Like Frodo, Sam is a hobbit from the Shire, and also has a bit of longing to become more than an ordinary hobbit—shown by his desire to meet Elves—but his character arc is less steady. While Sam's loyalty to Frodo is unchanging, he rises from simple gardener to hero without the benefit of any of Frodo's privilege. Yet his determination to see the quest through to the very end eventually matches Frodo's. According to Tolkien, Sam was, in some ways, more of a "main character" than Frodo, because he experiences the most character growth. In a letter to his son Christopher Tolkien dated December 24, 1944, Tolkien writes, "Sam is the most closely drawn character, the successor to Bilbo of the first book, the genuine hobbit. Frodo is not so interesting, because he has to be high-minded, and has, as it were, a vocation." Sam plays an important role in representing the ordinary world of simple peace and pleasures, which make fighting the war worthwhile, especially considering his marriage and family. In a letter to editor Milton Waldman, Tolkien claimed the moral of the story "is that without the high and noble the simple and vulgar is utterly mean; and without the simple and ordinary the noble and heroic is meaningless."


Gandalf the Grey is one of five wizards (called Istari in some of Tolkien's writings) sent to Middle-earth to help its inhabitants fight Sauron. These wizards take on the look of old men but are actually powerful beings who have insight and knowledge far beyond that of humans. From Frodo's perspective, Gandalf comes and goes randomly and without warning, but in reality he is constantly working at his task. Without Gandalf, resistance against Sauron would have been far too weak to succeed. Certainly in The Lord of the Rings, Gandalf is both familiar and kindly (creating fireworks for Bilbo's birthday) as well as distant and powerful (as he interacts with the kings of Rohan and Gondor, for example, or when he fights the Balrog).


When the hobbits first meet Aragorn, they know him by the name others in Bree call him—Strider. Soon, though, it becomes clear Strider is much more than a vagabond or wanderer. He is Aragorn, son of Arathorn and the heir of Isildur, who cut the One Ring from the hand of Sauron. This means Aragorn is the heir to the throne of Gondor, of which Denethor is Steward. In some ways, he seems destined to become king, and many of his decisions are made because he feels the time is right or a certain course is necessary. He fulfills prophecies and ultimately does become king. However, Aragorn's fate is far from certain from within the story—Sauron's forces are overwhelming and the fight against him is always on the brink of failure. One important aspect of Aragorn's character is his role as a healer. He heals the wounds of his traveling companions from the outset, and after the Battle of the Pelennor fields, he heals those who have become ill with the "Black Breath"—a malady that comes from fighting the Ringwraiths. This proves to be essential to his eventual coronation, since Gondorian lore says, "the hands of the king are the hands of a healer."

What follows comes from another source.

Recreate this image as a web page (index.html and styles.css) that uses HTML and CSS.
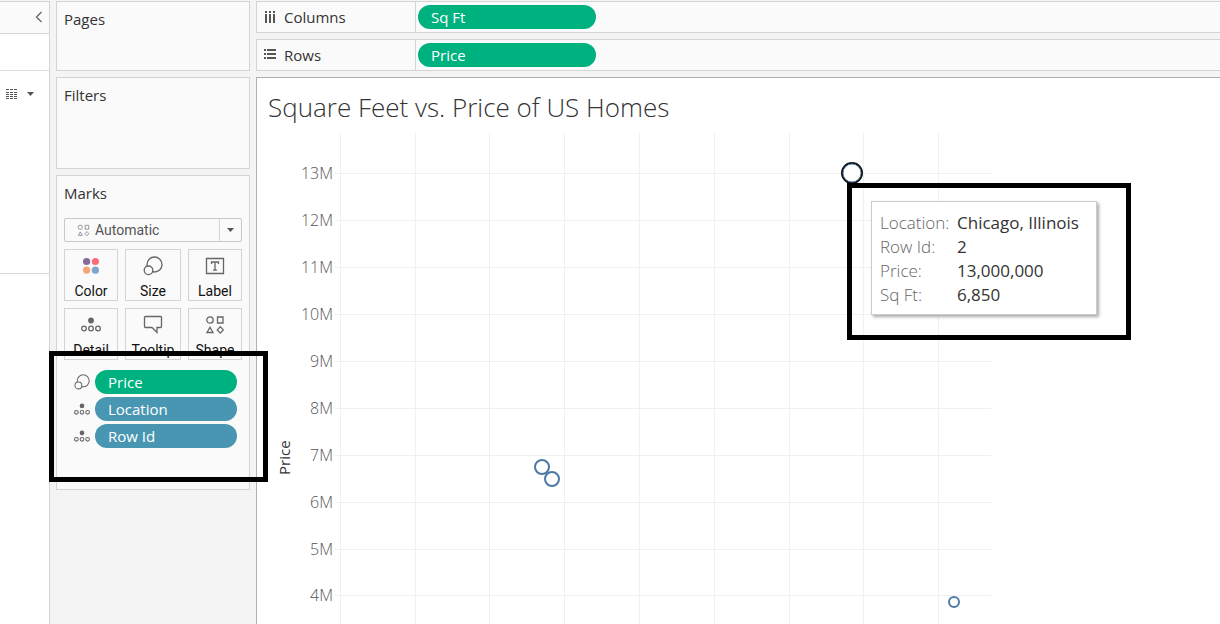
FILE: index.html
```html
<!DOCTYPE html>
<html lang="en">
<head>
<meta charset="utf-8">
<meta name="viewport" content="width=device-width, initial-scale=1">
<title>Square Feet vs. Price of US Homes</title>
<link rel="stylesheet" href="styles.css">
</head>
<body>
<svg class="symbols" aria-hidden="true">
  <symbol id="size" viewBox="0 0 20 20"><circle cx="11.500" cy="8.500" r="7.500"/><circle class="fill-card" cx="5.500" cy="14.300" r="4.300"/></symbol>
  <symbol id="detail" viewBox="0 0 20 16"><circle class="solid" cx="10" cy="3.500" r="2.900"/><circle cx="3" cy="11.500" r="2.300"/><circle cx="10" cy="11.500" r="2.300"/><circle cx="17" cy="11.500" r="2.300"/></symbol>
  <symbol id="shape" viewBox="0 0 20 20"><circle cx="5" cy="5" r="3.200"/><path d="M12.500 2h5.500v6h-5.500zM5 12.300l3 5.200H2zM15.300 11.700l3 3.200-3 3.200-3-3.200z"/></symbol>
</svg>
<div class="workspace">
  <aside class="data-pane">
    <div class="pane-head">
      <button class="plain" aria-label="Collapse pane"><svg class="icon" width="8" height="12" viewBox="0 0 8 12"><path d="M6.500 1L1.500 6l5 5"/></svg></button>
    </div>
    <div class="pane-search"></div>
    <div class="pane-fields">
      <button class="plain view-menu" aria-label="View data">
        <svg width="12" height="10" viewBox="0 0 12 10" fill="none" stroke="#555" stroke-dasharray="3 1"><path d="M0 .5h12M0 3.500h12M0 5.500h12M0 7.500h12M0 9.500h12"/></svg>
        <svg width="7" height="4" viewBox="0 0 7 4"><path fill="#555" d="M0 0h7L3.500 4z"/></svg>
      </button>
    </div>
    <div class="pane-rest"></div>
  </aside>

  <div class="cards">
    <section class="card pages"><h2>Pages</h2></section>
    <section class="card filters"><h2>Filters</h2></section>
    <section class="card marks">
      <h2>Marks</h2>
      <div class="mark-type">
        <select aria-label="Mark type"><option>Automatic</option></select>
        <svg class="icon type-icon" width="13" height="13"><use href="#shape"/></svg>
        <svg class="type-arrow" width="7" height="4" viewBox="0 0 7 4"><path fill="#555" d="M0 0h7L3.500 4z"/></svg>
      </div>
      <div class="tiles">
        <button class="tile"><svg width="20" height="20" viewBox="0 0 20 20"><circle cx="5.600" cy="5.500" r="3.600" fill="#85699b"/><circle cx="14.400" cy="5.500" r="3.600" fill="#fc6d7c"/><circle cx="5.600" cy="14.200" r="3.600" fill="#f3a678"/><circle cx="14.400" cy="14.200" r="3.600" fill="#7ea5cc"/></svg>Color</button>
        <button class="tile"><svg class="icon" width="20" height="20"><use href="#size"/></svg>Size</button>
        <button class="tile"><svg class="icon" width="20" height="20" viewBox="0 0 20 20"><path d="M1.500 2.500h17v15h-17zM6.500 8V6h7v2M10 6v8M8 14.200h4"/></svg>Label</button>
        <button class="tile"><svg class="icon" width="20" height="20" viewBox="0 0 20 20"><use href="#detail" y="2" width="20" height="16"/></svg>Detail</button>
        <button class="tile"><svg class="icon" width="20" height="20" viewBox="0 0 20 20"><path d="M2.500 1.500h15a1 1 0 0 1 1 1v9a1 1 0 0 1-1 1H14v5l-5-5H2.500a1 1 0 0 1-1-1v-9a1 1 0 0 1 1-1z"/></svg>Tooltip</button>
        <button class="tile"><svg class="icon" width="20" height="20"><use href="#shape"/></svg>Shape</button>
      </div>
      <ul class="encodings">
        <li><svg class="icon" width="16" height="16"><use href="#size"/></svg><button class="pill measure">Price</button></li>
        <li><svg class="icon" width="16" height="13"><use href="#detail"/></svg><button class="pill dimension">Location</button></li>
        <li><svg class="icon" width="16" height="13"><use href="#detail"/></svg><button class="pill dimension">Row Id</button></li>
      </ul>
      <div class="callout marks-callout"></div>
    </section>
  </div>

  <main class="main">
    <div class="shelf">
      <div class="shelf-name"><svg width="12" height="12" viewBox="0 0 12 12" fill="#555"><path d="M1 0h2v2H1zM5 0h2v2H5zM9 0h2v2H9zM1 3h2v9H1zM5 3h2v9H5zM9 3h2v9H9z"/></svg>Columns</div>
      <button class="pill measure">Sq Ft</button>
    </div>
    <div class="shelf">
      <div class="shelf-name"><svg width="12" height="12" viewBox="0 0 12 12" fill="#555"><path d="M0 0h2v2H0zM0 4h2v2H0zM0 8h2v2H0zM3 0h9v2H3zM3 4h9v2H3zM3 8h9v2H3z"/></svg>Rows</div>
      <button class="pill measure">Price</button>
    </div>
    <section class="view">
      <h1>Square Feet vs. Price of US Homes</h1>
      <div class="plot">
        <svg class="chart" width="734" height="491" viewBox="0 0 734 491" role="img" aria-label="Scatter plot of price by square feet">
          <path class="grid" d="M83.500 0v491M158.500 0v491M232.500 0v491M307.500 0v491M382.500 0v491M457.500 0v491M532.500 0v491M606.500 0v491M681.500 0v491M78 40.500h656M78 87.500h656M78 134.500h656M78 181.500h656M78 228.500h656M78 275.500h656M78 322.500h656M78 369.500h656M78 416.500h656M78 462.500h656"/>
          <g class="ticks">
            <text x="76" y="46">13M</text><text x="76" y="93">12M</text><text x="76" y="140">11M</text><text x="76" y="187">10M</text><text x="76" y="234">9M</text><text x="76" y="281">8M</text><text x="76" y="328">7M</text><text x="76" y="375">6M</text><text x="76" y="422">5M</text><text x="76" y="468">4M</text>
          </g>
          <text class="axis-title" transform="translate(33 342) rotate(-90)">Price</text>
          <g class="points">
            <circle cx="285" cy="334" r="7"/><circle cx="295" cy="346" r="7"/><circle cx="697" cy="469" r="5"/>
            <circle class="selected-edge" cx="595" cy="40" r="10"/><circle class="selected" cx="595" cy="40" r="9"/>
          </g>
        </svg>
        <div class="callout tip-callout">
          <dl class="tip">
            <dt>Location:</dt><dd>Chicago, Illinois</dd>
            <dt>Row Id:</dt><dd>2</dd>
            <dt>Price:</dt><dd>13,000,000</dd>
            <dt>Sq Ft:</dt><dd>6,850</dd>
          </dl>
        </div>
      </div>
    </section>
  </main>
</div>
</body>
</html>
```

FILE: styles.css
```css
* { box-sizing: border-box; }
body { margin: 0; background: #f4f4f4; color: #333; font: 15px/20px "Open Sans", sans-serif; }
h1, h2, ul, dl, dd { margin: 0; padding: 0; }
button, select { font: inherit; color: inherit; }
.symbols { position: absolute; width: 0; height: 0; }
.icon { fill: none; stroke: #666; stroke-width: 1.3; }
.solid { fill: #666; stroke: none; }
.fill-card { fill: #fafafa; }
.plain { display: flex; border: 0; padding: 0; background: none; }

.workspace { display: flex; gap: 6px; min-height: 100vh; padding-top: 1px; }

.data-pane { display: flex; flex-direction: column; flex: 0 0 50px; background: #fff; border: solid #d4d4d4; border-width: 1px 1px 0 0; }
.pane-head { display: flex; justify-content: flex-end; align-items: center; height: 32px; padding: 0 6px 2px 0; background: #fafafa; border-bottom: 1px solid #d4d4d4; }
.pane-search { height: 37px; border-bottom: 1px solid #e0e0e0; }
.pane-fields { height: 203px; padding: 18px 0 0 6px; border-bottom: 1px solid #d8d8d8; }
.view-menu { align-items: center; gap: 9px; }
.pane-rest { flex: 1; }

.cards { display: flex; flex-direction: column; gap: 6px; flex: 0 0 194px; }
.card { padding: 7px; background: #fafafa; border: 1px solid #d4d4d4; }
.card h2 { font-size: 15px; line-height: 20px; font-weight: 400; }
.pages { min-height: 70px; }
.filters { min-height: 92px; }
.marks { position: relative; min-height: 315px; }
.mark-type { position: relative; height: 24px; margin: 15px 0 7px; }
.mark-type select { appearance: none; width: 100%; height: 24px; padding: 0 30px; border: 1px solid #c8c8c8; border-radius: 2px; background: linear-gradient(#d4d4d4, #d4d4d4) right 21px top / 1px 100% no-repeat #fafafa; color: #555; font-family: Roboto, sans-serif; font-size: 14px; }
.type-icon { position: absolute; left: 13px; top: 6px; stroke: #888; }
.type-arrow { position: absolute; right: 8px; top: 10px; }
.tiles { display: grid; grid-template-columns: 27fr 28fr 27fr; gap: 7px; }
.tile { display: flex; flex-direction: column; align-items: center; gap: 6px; height: 52px; padding: 6px 0 0; border: 1px solid #d4d4d4; background: #fafafa; color: #111; font-family: Roboto, sans-serif; font-size: 14px; line-height: 18px; }
.tile svg { flex: none; }
.encodings { display: grid; gap: 3px; padding: 10px 5px 0 10px; list-style: none; }
.encodings li { display: flex; align-items: center; gap: 5px; }
.encodings .pill { flex: 1; }
.pill { height: 24px; padding: 0 13px; border: 0; border-radius: 12px; color: #fff; font-weight: 500; line-height: 24px; text-align: left; }
.measure { background: #00b180; }
.dimension { background: #4996b2; }

.callout { position: absolute; border: 5px solid #000; }
.marks-callout { left: -8px; top: 175px; width: 219px; height: 131px; z-index: 1; }

.main { display: flex; flex-direction: column; gap: 6px; flex: 1; min-width: 0; }
.shelf { display: flex; gap: 2px; height: 32px; border: solid #d4d4d4; border-width: 1px 0 1px 1px; background: #fafafa; }
.shelf-name { display: flex; align-items: center; gap: 8px; width: 159px; padding-left: 7px; border-right: 1px solid #d4d4d4; }
.shelf .pill { width: 178px; margin-top: 3px; }
.view { flex: 1; background: #fff; border: solid #b0b0b0; border-width: 1px 0 0 1px; }
.view h1 { height: 55px; padding: 12px 0 0 11px; font-size: 26px; line-height: 34px; font-weight: 300; }
.plot { position: relative; }
.chart { display: block; }
.grid { fill: none; stroke: #f0f0f0; }
.ticks { fill: #555; font-size: 16px; font-weight: 300; text-anchor: end; }
.axis-title { fill: #333; font-size: 15px; }
.points { fill: #fff; stroke: #4e79a7; stroke-width: 2; }
.points .selected-edge { stroke: #111; }
.points .selected { stroke-width: 1; }
.tip-callout { left: 590px; top: 50px; width: 284px; height: 157px; padding: 13px 0 0 19px; }
.tip { display: grid; grid-template-columns: 77px 1fr; width: 226px; padding: 9px 8px 7px; border: 1px solid #ccc; background: #fff; box-shadow: 2px 2px 3px #aaa; font-size: 17px; line-height: 24px; }
.tip dt { color: #666; font-weight: 300; white-space: nowrap; }
.tip dd { font-weight: 500; white-space: nowrap; }
```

Sauron is the main villain of The Lord of the Rings and the creator and owner of the One Ring. Yet he is not the original evil in Tolkien's mythos—just one of its most powerful servants. In the First Age, he was the main servant of Morgoth (Melkor). In the Second Age, he taught the Elves how to make rings of power, while secretly crafting the One Ring to be the master of the other rings and so ensnare those who wear them; he also influenced the Men of Númenor, leading to the fall of Númenor. In the Third Age, he quietly built up his strength as the Necromancer, only to emerge as ruler of Mordor and master of the Nazgûl.


Gollum is the character from The Hobbit from whom Bilbo obtained the Ring. Part of a people similar to hobbits, he gained the Ring by murder and lies, and so was more vulnerable to its corrupting influence. In The Lord of the Rings, Gollum is the case study of what could happen to a hobbit completely overtaken by the evil of the Ring. He shows what could have happened to Bilbo or Frodo if they had taken the Ring by force or had used it with intent to further their own power.